Just weeks ago, the death of 5-year-old Allison Hart and another serious crash involving 4-year-old Nathan Ballard-Means — both of whom were struck by the drivers of large vehicles while riding their bikes at intersections — prompted a consortium of local advocates (including the Bicycle Association) to send D.C. leadership an open letter demanding urgent action. In 2015, Mayor Muriel Bowser announced an appropriately aggressive goal to end roadway deaths by 2024, but the community has experienced increases in deaths in five of the six years since; its Vision Zero program is now the subject of a formal audit.

"In the wake of the 185th traffic death in the past six years, we aren’t asking for more funding or more planning for infrastructure," the advocates wrote. "[But] on street after street, project after project, the District drags its feet, implementing proven safety measures only reluctantly and after aggressive compromise...We are asking for an ideology of safety from those leading the District. We want to see, and feel, that Mayor Bowser cares more about safety than parking, more about safety than driving fast, and more about safety than driver convenience."
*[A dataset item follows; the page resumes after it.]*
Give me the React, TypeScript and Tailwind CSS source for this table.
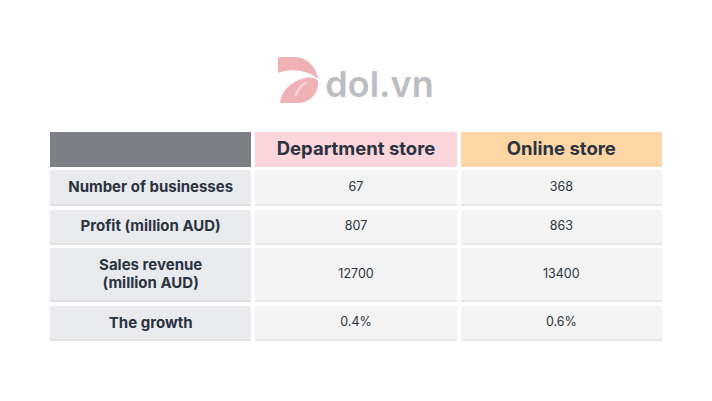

Mayor Bowser announced on Tuesday that she would streamline an onerous process that required a 130-day traffic study before road diet measures can be considered, but the declaration did not come soon enough for Faith, Heavyn and their father.

Of course, an "ideology of safety" is missing from more U.S. communities than just the nation's capital. Other large urban centers with the resources to reimagine their transportation systems have failed to act with the urgency their traffic violence crises demand — like New York City, which has experienced an average of 728 car crashes on the first day of school every year since 2014.

Browne says it's unconscionable that the richest cities in America are still stalling the transformative change that vulnerable road users need — and even less wealthy and powerful communities can save more lives than they might assume.

"Traffic calming is not expensive, and it doesn't have to involve moving large chunks of concrete," Browne adds. "[But even with all the money in the world], there's still a fundamental cultural resistance to change. At the end of the day, safe streets advocacy works, especially at an extremely grassroots level when neighbors get organized. It just takes time and work."

Browne stresses that the work it would take to prevent future crashes like the one Tyrone Belton and his daughters suffered isn't always easy, but not doing it is inexcusable — especially in D.C., which "has the resources, the tools, and the expertise to make every intersection in this city safe for people," as the authors wrote in the open letter.

And he's not the only advocate who thinks D.C., and every city like it, could be doing more.

"During the pandemic, we’ve learned from communities [across the U.S.] about all the ways they’re trying to make streets around schools safer for walking and biking every day, such as limiting vehicles arriving on the school campus, offering multiple entrances to make pathways usable routes to the school, and accelerating the timeline of safe infrastructure projects," said Nancy Pullen-Seufert, director of National Center for Safe Routes to School, which organizes Walk to School Day. "Creating pedestrian friendly streets for all ages takes time, but we do know how to do it."

Browne stresses that those kinds of interventions must be implemented on every road a child might walk — and it should be done before crashes happen, rather than after tragedy has already struck.

"If D.C. had a real ideology of safety, the city would be thinking about it not as how do we address the aftermath of this one crash, but how do we fundamentally change the way that people move through our city? How do we solve these problems before they happen?"